Once again, the tea party movement is poised to play a critical role in deciding a New York special election.
But major questions remain in New York’s 26th district over whether grass-roots conservatives will support the establishment favorite, state Assemblywoman Jane Corwin (R), or the tea party’s sentimental favorite, Iraq War veteran David Bellavia (R).
Their decision could help deliver the traditionally Republican seat to Democrats, although Bellavia appears to be running as a third-party candidate regardless.
Just two days after the seven local GOP county chairmen unanimously selected Corwin as the Republican nominee, Bellavia formed a Congressional exploratory committee with the Federal Election Commission.
It was, according to Bellavia’s statement, “another milestone on the road to the United States Congress.” And he’s taking his candidacy seriously.

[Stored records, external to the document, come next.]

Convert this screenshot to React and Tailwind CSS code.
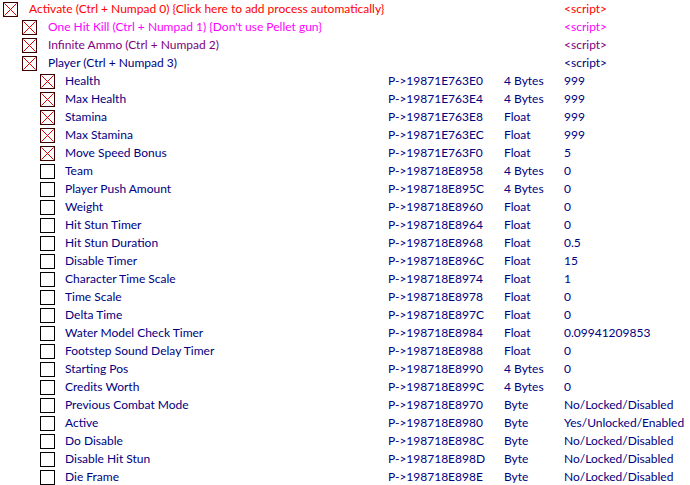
import React from "react";

const rows = [
  { lvl: 0, on: true, name: "Activate (Ctrl + Numpad 0) {Click here to add process automatically}", val: "<script>", color: "text-[#ff0000]" },
  { lvl: 1, on: true, name: "One Hit Kill (Ctrl + Numpad 1) {Don't use Pellet gun}", val: "<script>", color: "text-[#ff00ff]" },
  { lvl: 1, on: true, name: "Infinite Ammo (Ctrl + Numpad 2)", val: "<script>", color: "text-[#800080]" },
  { lvl: 1, on: true, name: "Player (Ctrl + Numpad 3)", val: "<script>", color: "text-[#000080]" },
  { lvl: 2, on: true, name: "Health", addr: "P->19871E763E0", type: "4 Bytes", val: "999" },
  { lvl: 2, on: true, name: "Max Health", addr: "P->19871E763E4", type: "4 Bytes", val: "999" },
  { lvl: 2, on: true, name: "Stamina", addr: "P->19871E763E8", type: "Float", val: "999" },
  { lvl: 2, on: true, name: "Max Stamina", addr: "P->19871E763EC", type: "Float", val: "999" },
  { lvl: 2, on: true, name: "Move Speed Bonus", addr: "P->19871E763F0", type: "Float", val: "5" },
  { lvl: 2, on: false, name: "Team", addr: "P->198718E8958", type: "4 Bytes", val: "0" },
  { lvl: 2, on: false, name: "Player Push Amount", addr: "P->198718E895C", type: "4 Bytes", val: "0" },
  { lvl: 2, on: false, name: "Weight", addr: "P->198718E8960", type: "Float", val: "0" },
  { lvl: 2, on: false, name: "Hit Stun Timer", addr: "P->198718E8964", type: "Float", val: "0" },
  { lvl: 2, on: false, name: "Hit Stun Duration", addr: "P->198718E8968", type: "Float", val: "0.5" },
  { lvl: 2, on: false, name: "Disable Timer", addr: "P->198718E896C", type: "Float", val: "15" },
  { lvl: 2, on: false, name: "Character Time Scale", addr: "P->198718E8974", type: "Float", val: "1" },
  { lvl: 2, on: false, name: "Time Scale", addr: "P->198718E8978", type: "Float", val: "0" },
  { lvl: 2, on: false, name: "Delta Time", addr: "P->198718E897C", type: "Float", val: "0" },
  { lvl: 2, on: false, name: "Water Model Check Timer", addr: "P->198718E8984", type: "Float", val: "0.09941209853" },
  { lvl: 2, on: false, name: "Footstep Sound Delay Timer", addr: "P->198718E8988", type: "Float", val: "0" },
  { lvl: 2, on: false, name: "Starting Pos", addr: "P->198718E8990", type: "4 Bytes", val: "0" },
  { lvl: 2, on: false, name: "Credits Worth", addr: "P->198718E899C", type: "4 Bytes", val: "0" },
  { lvl: 2, on: false, name: "Previous Combat Mode", addr: "P->198718E8970", type: "Byte", val: "No/Locked/Disabled" },
  { lvl: 2, on: false, name: "Active", addr: "P->198718E8980", type: "Byte", val: "Yes/Unlocked/Enabled" },
  { lvl: 2, on: false, name: "Do Disable", addr: "P->198718E898C", type: "Byte", val: "No/Locked/Disabled" },
  { lvl: 2, on: false, name: "Disable Hit Stun", addr: "P->198718E898D", type: "Byte", val: "No/Locked/Disabled" },
  { lvl: 2, on: false, name: "Die Frame", addr: "P->198718E898E", type: "Byte", val: "No/Locked/Disabled" },
];

const pad = ["pl-[3px]", "pl-[22px]", "pl-[40px]"];
const gap = ["mr-[11px]", "mr-[11px]", "mr-[10px]"];

function Box({ on }) {
  return (
    <div className={`w-[15px] h-[15px] shrink-0 border ${on ? "border-[#3a0000]" : "border-black"} bg-white`}>
      {on && (
        <svg width="13" height="13" viewBox="0 0 13 13" className="block">
          <path d="M0.5 0.5 L12.5 12.5 M12.5 0.5 L0.5 12.5" stroke="#e00000" strokeWidth="1" />
        </svg>
      )}
    </div>
  );
}

export default function App() {
  return (
    <div className="w-[690px] h-[485px] bg-white overflow-hidden text-[12px] leading-[18px] text-[#000080]" style={{ fontFamily: 'Lato, "Open Sans", sans-serif' }}>
      {rows.map((r, i) => (
        <div key={i} className={`flex items-center h-[18px] ${r.color || ""}`}>
          <div className={`w-[388px] shrink-0 flex items-center ${pad[r.lvl]}`}>
            <div className={gap[r.lvl]}><Box on={r.on} /></div>
            <span className="whitespace-nowrap">{r.name}</span>
          </div>
          <div className="w-[116px] shrink-0 whitespace-nowrap">{r.addr || ""}</div>
          <div className="w-[60px] shrink-0 whitespace-nowrap">{r.type || ""}</div>
          <div className="whitespace-nowrap">{r.val}</div>
        </div>
      ))}
    </div>
  );
}
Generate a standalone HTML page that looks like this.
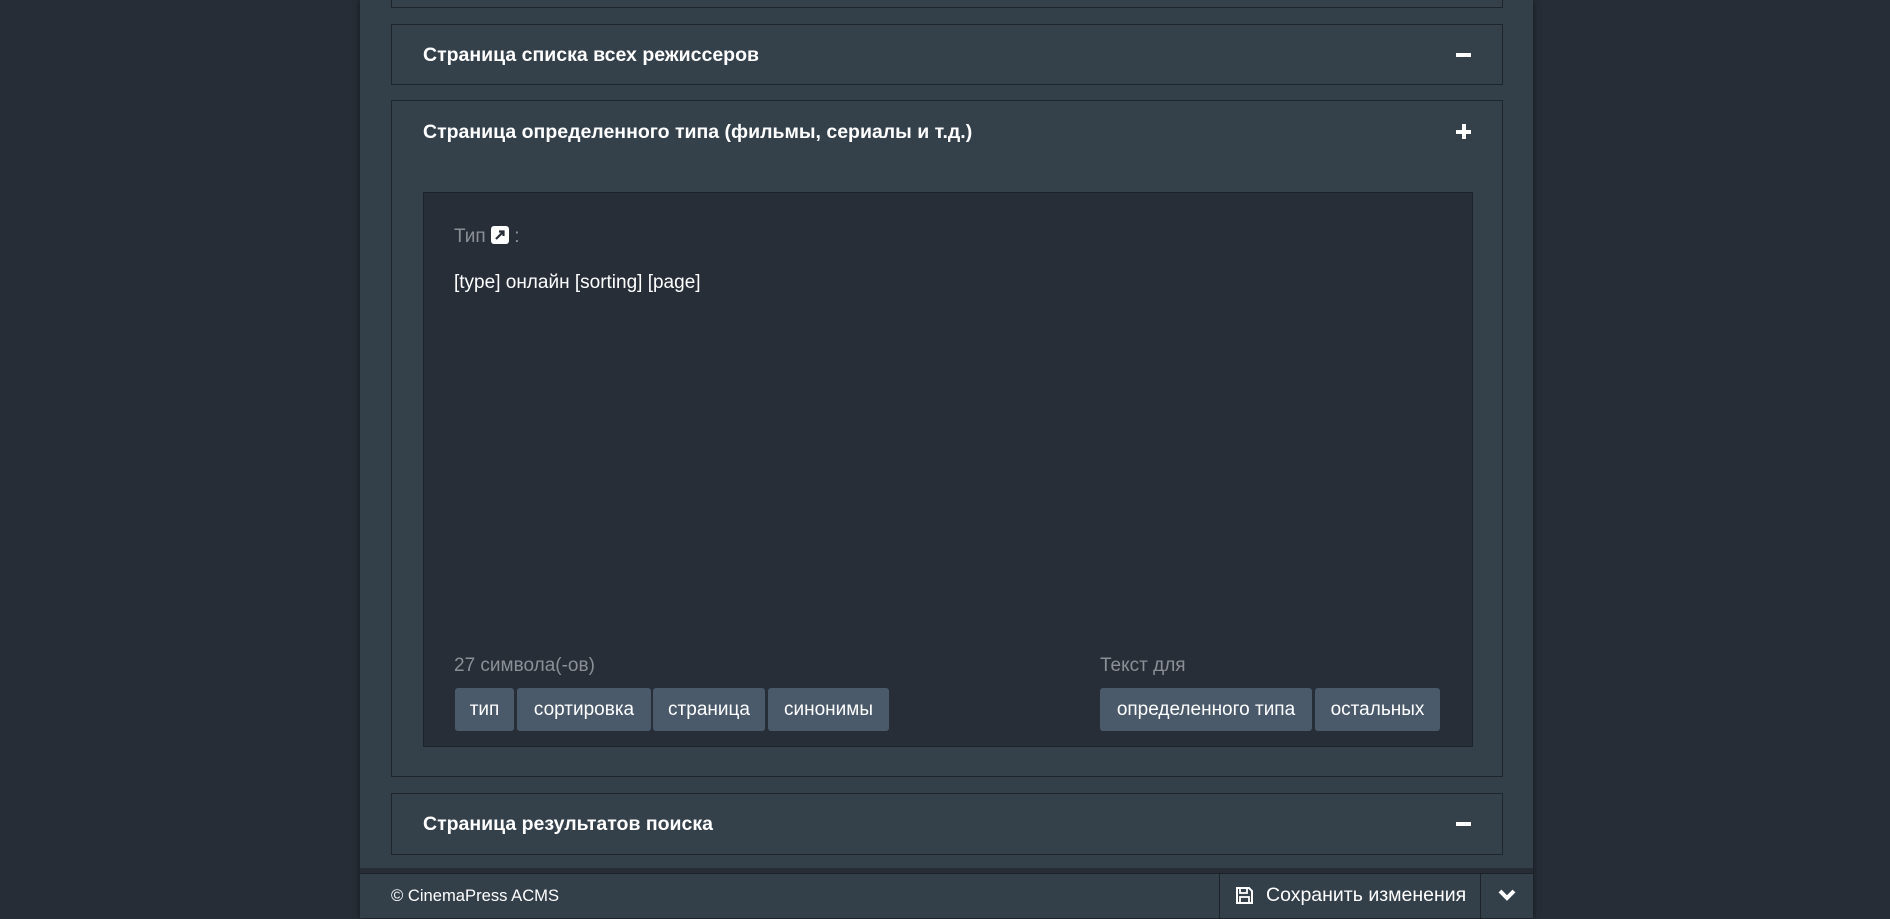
<!DOCTYPE html>
<html><head><meta charset="utf-8"><style>
*{box-sizing:border-box;margin:0;padding:0}
body{width:1890px;height:918px;background:#262d36;font-family:"Liberation Sans",Arial,sans-serif;position:relative;overflow:hidden;color:#fff}
.col{position:absolute;left:360px;top:0;width:1173px;height:918px;background:#333f49;box-shadow:0 0 6px rgba(0,0,0,.5)}
.p{position:absolute;left:31px;width:1112px;border:1px solid #1e252b;background:#34414b}
.t{position:absolute;left:31px;font-weight:bold;font-size:19.5px;line-height:22px}
.ic{position:absolute;left:1064px;background:#fff}
.inner{position:absolute;left:31px;top:91px;width:1050px;height:555px;background:#272e38;border:1px solid #1d232a}
.tag{position:absolute;top:495px;height:43px;background:#4a5a6b;border-radius:3px;font-size:19px;line-height:43px;text-align:center;color:#fff}
.gray{color:#8c9096;font-size:19px;position:absolute}
.foot{position:absolute;left:0;top:873px;width:1173px;height:45px;background:#333f49;border-top:1px solid #1c2228}
</style></head><body>
<div class="col">
 <div class="p" style="top:-10px;height:18px"></div>
 <div class="p" style="top:24px;height:61px">
  <div class="t" style="top:19px">Страница списка всех режиссеров</div>
  <div class="ic" style="top:28px;width:15px;height:4px"></div>
 </div>
 <div class="p" style="top:100px;height:677px">
  <div class="t" style="top:20px">Страница определенного типа (фильмы, сериалы и т.д.)</div>
  <div class="ic" style="top:29px;width:15px;height:4px"></div>
  <div class="ic" style="top:23px;left:1070px;width:4px;height:15px"></div>
  <div class="inner">
   <div class="gray" style="left:30px;top:33px">Тип <span style="display:inline-block;width:18px;height:18px;background:#fff;border-radius:3px;vertical-align:-2px;position:relative"><svg width="18" height="18" viewBox="0 0 18 18" style="position:absolute;left:0;top:0"><path d="M5 13L12 6M8 5.5h4.5V10" stroke="#272e38" stroke-width="2.2" fill="none"/></svg></span> :</div>
   <div style="position:absolute;left:30px;top:79px;font-size:19px;color:#fff">[type] онлайн [sorting] [page]</div>
   <div class="gray" style="left:30px;top:462px">27 символа(-ов)</div>
   <div class="tag" style="left:31px;width:59px">тип</div>
   <div class="tag" style="left:93px;width:134px">сортировка</div>
   <div class="tag" style="left:229px;width:112px">страница</div>
   <div class="tag" style="left:344px;width:121px">синонимы</div>
   <div class="gray" style="left:676px;top:462px">Текст для</div>
   <div class="tag" style="left:676px;width:212px">определенного типа</div>
   <div class="tag" style="left:891px;width:125px">остальных</div>
  </div>
 </div>
 <div class="p" style="top:793px;height:62px">
  <div class="t" style="top:19px">Страница результатов поиска</div>
  <div class="ic" style="top:28px;width:15px;height:4px"></div>
 </div>
 <div style="position:absolute;left:0;top:868px;width:1173px;height:5px;background:#262d34"></div>
 <div class="foot">
  <div style="position:absolute;left:31px;top:12px;font-size:16.6px">© CinemaPress ACMS</div>
  <div style="position:absolute;left:859px;top:0;width:262px;height:45px;border-left:1px solid #1c2228;border-right:1px solid #1c2228">
   <svg style="position:absolute;left:15px;top:12px" width="19" height="19" viewBox="0 0 19 19"><path d="M2 2h12l3 3v12H2z" fill="none" stroke="#fff" stroke-width="2"/><rect x="5" y="2" width="7" height="5" fill="none" stroke="#fff" stroke-width="1.8"/><rect x="5" y="11" width="9" height="6" fill="none" stroke="#fff" stroke-width="1.8"/></svg>
   <div style="position:absolute;left:46px;top:10px;font-size:19.5px">Сохранить изменения</div>
  </div>
  <svg style="position:absolute;left:1137px;top:13px" width="20" height="16" viewBox="0 0 20 16"><path d="M3 4l7 7 7-7" fill="none" stroke="#fff" stroke-width="4"/></svg>
 </div>
</div>
</body></html>
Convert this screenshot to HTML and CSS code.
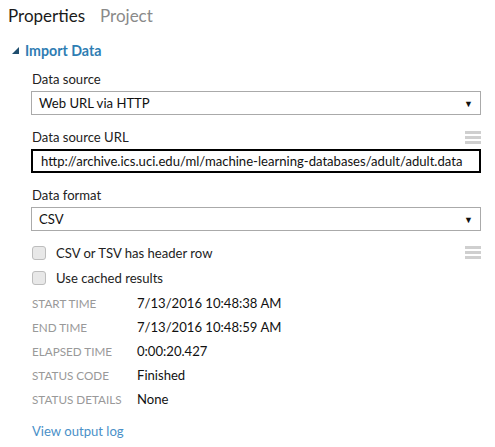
FILE: index.html
```html
<!DOCTYPE html>
<html>
<head>
<meta charset="utf-8">
<link rel="stylesheet" href="styles.css">
</head>
<body>
<div class="tabs">
  <span class="tab active">Properties</span>
  <span class="tab">Project</span>
</div>
<div class="section-head">
  <svg class="tri" width="7" height="7" viewBox="0 0 7 7"><polygon points="7,0 7,7 0,7" fill="#1f4e6e"/></svg>
  <span>Import Data</span>
</div>
<div class="panel">
  <div class="label-row"><span>Data source</span></div>
  <div class="select"><span>Web URL via HTTP</span><span class="arrow">▼</span></div>
  <div class="label-row"><span>Data source URL</span><span class="menu"><i></i><i></i><i></i></span></div>
  <div class="input">http://archive.ics.uci.edu/ml/machine-learning-databases/adult/adult.data</div>
  <div class="label-row"><span>Data format</span></div>
  <div class="select"><span>CSV</span><span class="arrow">▼</span></div>
  <div class="check-row first"><span class="box"></span><span class="ctext">CSV or TSV has header row</span><span class="menu"><i></i><i></i><i></i></span></div>
  <div class="check-row"><span class="box"></span><span class="ctext">Use cached results</span></div>
  <div class="stats">
    <div class="stat"><span class="k">START TIME</span><span class="v">7/13/2016 10:48:38 AM</span></div>
    <div class="stat"><span class="k">END TIME</span><span class="v">7/13/2016 10:48:59 AM</span></div>
    <div class="stat"><span class="k">ELAPSED TIME</span><span class="v">0:00:20.427</span></div>
    <div class="stat"><span class="k">STATUS CODE</span><span class="v">Finished</span></div>
    <div class="stat"><span class="k">STATUS DETAILS</span><span class="v">None</span></div>
  </div>
  <a class="log" href="#">View output log</a>
</div>
</body>
</html>
```
FILE: styles.css
```css
html, body {
  margin: 0;
  padding: 0;
  background: #fff;
}
body {
  font-family: "Lato", "Open Sans", sans-serif;
  font-size: 13.1px;
  color: #222;
  width: 495px;
  height: 447px;
  overflow: hidden;
}
.tabs {
  display: flex;
  gap: 15px;
  padding-left: 8px;
  height: 30px;
  align-items: center;
}
.tab {
  font-size: 17px;
  color: #8a8a8a;
}
.tab.active {
  color: #1a1a1a;
}
.section-head {
  display: flex;
  align-items: center;
  gap: 6px;
  padding-left: 12px;
  height: 20px;
  margin-top: 10px;
  color: #2e7db3;
  font-size: 14.2px;
  font-weight: 700;
}
.tri {
  display: block;
}
.panel {
  padding-left: 31px;
  padding-right: 14px;
}
.label-row {
  display: flex;
  justify-content: space-between;
  align-items: center;
  height: 24px;
  padding-left: 1px;
  margin-top: 10px;
}
.label-row:first-child {
  margin-top: 7px;
}
.select {
  display: flex;
  justify-content: space-between;
  align-items: center;
  height: 24px;
  box-sizing: border-box;
  border: 1px solid #aaa;
  padding: 0 7px 0 7px;
  color: #111;
}
.arrow {
  font-size: 9px;
  color: #111;
}
.menu {
  display: flex;
  flex-direction: column;
  gap: 2px;
  width: 16px;
}
.menu i {
  display: block;
  height: 3px;
  background: #cfcfcf;
}
.input {
  height: 24px;
  box-sizing: border-box;
  border: 2px solid #000;
  padding: 0 0 0 8px;
  display: flex;
  align-items: center;
  color: #111;
  white-space: nowrap;
  overflow: hidden;
}
.check-row {
  display: flex;
  align-items: center;
  height: 25px;
  padding-left: 1px;
}
.check-row.first {
  margin-top: 9px;
}
.box {
  width: 12px;
  height: 12px;
  border: 1px solid #bdbdbd;
  border-radius: 3px;
  background: #e8e8e8;
  margin-right: 10px;
}
.ctext {
  flex: 1;
}
.stats {
  padding-left: 1px;
  margin-top: 1px;
}
.stat {
  display: flex;
  align-items: center;
  height: 24px;
}
.k {
  width: 105px;
  color: #999;
  font-size: 11.7px;
}
.v {
  color: #111;
}
.log {
  display: block;
  margin-top: 10px;
  padding-left: 1px;
  color: #4a90c8;
  text-decoration: none;
  line-height: 20px;
}
```
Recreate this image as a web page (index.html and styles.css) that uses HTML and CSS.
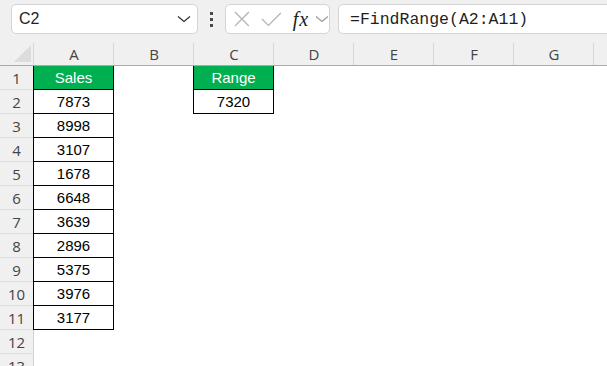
FILE: index.html
```html
<!DOCTYPE html>
<html lang="en">
<head>
    <meta charset="UTF-8">
    <title>FindRange</title>
    <link rel="stylesheet" href="styles.css">
</head>
<body>

    <!-- Formula bar -->
    <div class="toolbar">
        <div class="name-box">
            <span>C2</span>
            <svg class="chev" width="14" height="8" viewBox="0 0 14 8"><path d="M1 1.5 L7 6.5 L13 1.5" fill="none" stroke="#333" stroke-width="1.3"/></svg>
        </div>
        <div class="dots"><i></i><i></i><i></i></div>
        <div class="fn-box">
            <svg width="16" height="16" viewBox="0 0 16 16"><path d="M1 1 L15 15 M15 1 L1 15" stroke="#b4b4b4" stroke-width="1.3"/></svg>
            <svg class="tick" width="21" height="15" viewBox="0 0 21 15"><path d="M1 7 L7.5 13.5 L20 1" fill="none" stroke="#b4b4b4" stroke-width="1.3"/></svg>
            <span class="fx">fx</span>
            <svg width="14" height="8" viewBox="0 0 14 8"><path d="M1 1.5 L7 6.5 L13 1.5" fill="none" stroke="#999" stroke-width="1.2"/></svg>
        </div>
        <div class="formula">=FindRange(A2:A11)</div>
    </div>

    <!-- Grid -->
    <div class="sheet">
        <div class="corner"><svg width="18" height="18" viewBox="0 0 18 18"><path d="M17 0 L17 17 L0 17 Z" fill="#dcdcdc"/></svg></div>
        <div class="col-head">A</div>
        <div class="col-head">B</div>
        <div class="col-head">C</div>
        <div class="col-head">D</div>
        <div class="col-head">E</div>
        <div class="col-head">F</div>
        <div class="col-head">G</div>
        <div class="col-head">H</div>

        <div class="row-head">1</div>
        <div class="cell box head">Sales</div><div class="cell"></div><div class="cell box head">Range</div><div class="cell"></div><div class="cell"></div><div class="cell"></div><div class="cell"></div><div class="cell"></div>

        <div class="row-head">2</div>
        <div class="cell box">7873</div><div class="cell"></div><div class="cell box">7320</div><div class="cell"></div><div class="cell"></div><div class="cell"></div><div class="cell"></div><div class="cell"></div>

        <div class="row-head">3</div>
        <div class="cell box">8998</div><div class="cell"></div><div class="cell"></div><div class="cell"></div><div class="cell"></div><div class="cell"></div><div class="cell"></div><div class="cell"></div>

        <div class="row-head">4</div>
        <div class="cell box">3107</div><div class="cell"></div><div class="cell"></div><div class="cell"></div><div class="cell"></div><div class="cell"></div><div class="cell"></div><div class="cell"></div>

        <div class="row-head">5</div>
        <div class="cell box">1678</div><div class="cell"></div><div class="cell"></div><div class="cell"></div><div class="cell"></div><div class="cell"></div><div class="cell"></div><div class="cell"></div>

        <div class="row-head">6</div>
        <div class="cell box">6648</div><div class="cell"></div><div class="cell"></div><div class="cell"></div><div class="cell"></div><div class="cell"></div><div class="cell"></div><div class="cell"></div>

        <div class="row-head">7</div>
        <div class="cell box">3639</div><div class="cell"></div><div class="cell"></div><div class="cell"></div><div class="cell"></div><div class="cell"></div><div class="cell"></div><div class="cell"></div>

        <div class="row-head">8</div>
        <div class="cell box">2896</div><div class="cell"></div><div class="cell"></div><div class="cell"></div><div class="cell"></div><div class="cell"></div><div class="cell"></div><div class="cell"></div>

        <div class="row-head">9</div>
        <div class="cell box">5375</div><div class="cell"></div><div class="cell"></div><div class="cell"></div><div class="cell"></div><div class="cell"></div><div class="cell"></div><div class="cell"></div>

        <div class="row-head">10</div>
        <div class="cell box">3976</div><div class="cell"></div><div class="cell"></div><div class="cell"></div><div class="cell"></div><div class="cell"></div><div class="cell"></div><div class="cell"></div>

        <div class="row-head">11</div>
        <div class="cell box">3177</div><div class="cell"></div><div class="cell"></div><div class="cell"></div><div class="cell"></div><div class="cell"></div><div class="cell"></div><div class="cell"></div>

        <div class="row-head">12</div>
        <div class="cell"></div><div class="cell"></div><div class="cell"></div><div class="cell"></div><div class="cell"></div><div class="cell"></div><div class="cell"></div><div class="cell"></div>

        <div class="row-head">13</div>
        <div class="cell"></div><div class="cell"></div><div class="cell"></div><div class="cell"></div><div class="cell"></div><div class="cell"></div><div class="cell"></div><div class="cell"></div>
    </div>

</body>
</html>
```

FILE: styles.css
```css
body {
    margin: 0;
    background: #fff;
    font-family: "Liberation Sans", Arial, sans-serif;
    overflow: hidden;
}

/* formula bar */
.toolbar {
    display: flex;
    height: 34px;
    box-sizing: border-box;
    padding: 4px 0 0 11px;
    background: #f0f0f0;
    overflow: hidden;
}
.name-box, .fn-box, .formula {
    box-sizing: border-box;
    height: 30px;
    background: #fff;
    border: 1px solid #d4d4d4;
    border-radius: 5px;
    display: flex;
    align-items: center;
}
.name-box {
    width: 187px;
    padding: 0 6px 0 7px;
    justify-content: space-between;
    font-size: 16px;
    color: #1f1f1f;
}
.dots {
    width: 27px;
    display: flex;
    flex-direction: column;
    align-items: center;
    justify-content: center;
    gap: 3px;
}
.dots i {
    width: 3px;
    height: 3px;
    background: #4a4a4a;
}
.fn-box {
    width: 105px;
    padding: 0 0 0 8px;
    gap: 11px;
}
.fn-box .tick {
    margin-left: 0;
}
.fx {
    font-family: "Liberation Serif", serif;
    font-style: italic;
    font-size: 20px;
    color: #222;
    margin: 0 -5px 0 0;
    letter-spacing: 1px;
}
.formula {
    flex: 1;
    margin: 0 -10px 0 8px;
    padding-left: 11px;
    font-family: "Liberation Mono", monospace;
    font-size: 16.5px;
    color: #1f1f1f;
}

/* sheet */
.sheet {
    display: grid;
    grid-template-columns: 34px repeat(8, 80px);
    grid-template-rows: 32px repeat(13, 24px);
    font-size: 15px;
}
.corner, .col-head {
    box-sizing: border-box;
    background: linear-gradient(#d6d6d6, #d6d6d6) right bottom / 1px 22px no-repeat, #f0f0f0;
    border-bottom: 1px solid #ababab;
}
.corner {
    display: flex;
    align-items: flex-end;
    justify-content: flex-end;
    padding: 0 2px 2px 0;
}
.col-head {
    padding-top: 9px;
    display: flex;
    align-items: center;
    justify-content: center;
    font-family: "Open Sans", sans-serif;
    color: #444;
}
.row-head {
    box-sizing: border-box;
    background: #f0f0f0;
    border-right: 1px solid #d2d2d2;
    border-bottom: 1px solid #dedede;
    display: flex;
    align-items: center;
    justify-content: center;
    font-family: "Open Sans", sans-serif;
    color: #444;
}
.cell {
    box-sizing: border-box;
    display: flex;
    align-items: center;
    justify-content: center;
    color: #000;
}
.box {
    border-right: 1px solid #000;
    border-bottom: 1px solid #000;
    box-shadow: -1px 0 0 #000;
}
.head {
    background: #00b050;
    color: #fff;
}
```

Roll Call has learned that Bellavia will secure a national fundraiser in the coming days and plans to add a national consultant in the next week. Regardless of whether local tea party groups openly support his candidacy, Bellavia could tap into the national conservative grass-roots movement to fund a formidable campaign.
“He’s going to have the tea party’s support,” Bellavia spokesman Bill Hagan told Roll Call on Thursday. “We’ve been inundated with e-mails and people showing up at his house. It’s been overwhelming.”
New York’s tea party community, however, is divided. There are signs that local conservatives learned from the 2009 special election in New York’s 23rd district, where a tea party-backed challenger split the Republican vote, ultimately handing the seat to a Democrat for the first time in more than a century.
“We’re not entirely unhappy with Jane Corwin,” Julianne “Jul” Thompson, chief organizer and co-founder of the largest tea party organization in the western New York district, TEA New York, told Roll Call this week. “She actually does embody a lot of the tea party values. She is fairly conservative.”
Thompson and her husband, who all but endorsed Bellavia in a Buffalo newspaper earlier in the week, have also privately met with the potential third-party challenger in recent days.
Thompson said she has some concern about Corwin’s positions on abortion, the environment and stem cell research. Corwin told local reporters this week she opposes partial-birth abortions and opposes government funding of abortion, but she has supported legal abortion in the first trimester.
While she concedes that Bellavia has more traditionally conservative positions on abortion, Thompson also sees the danger in a three-way race. The question is whether the Thompsons will make an endorsement in the race. Their silence, of course, could be seen as a tacit approval for Bellavia.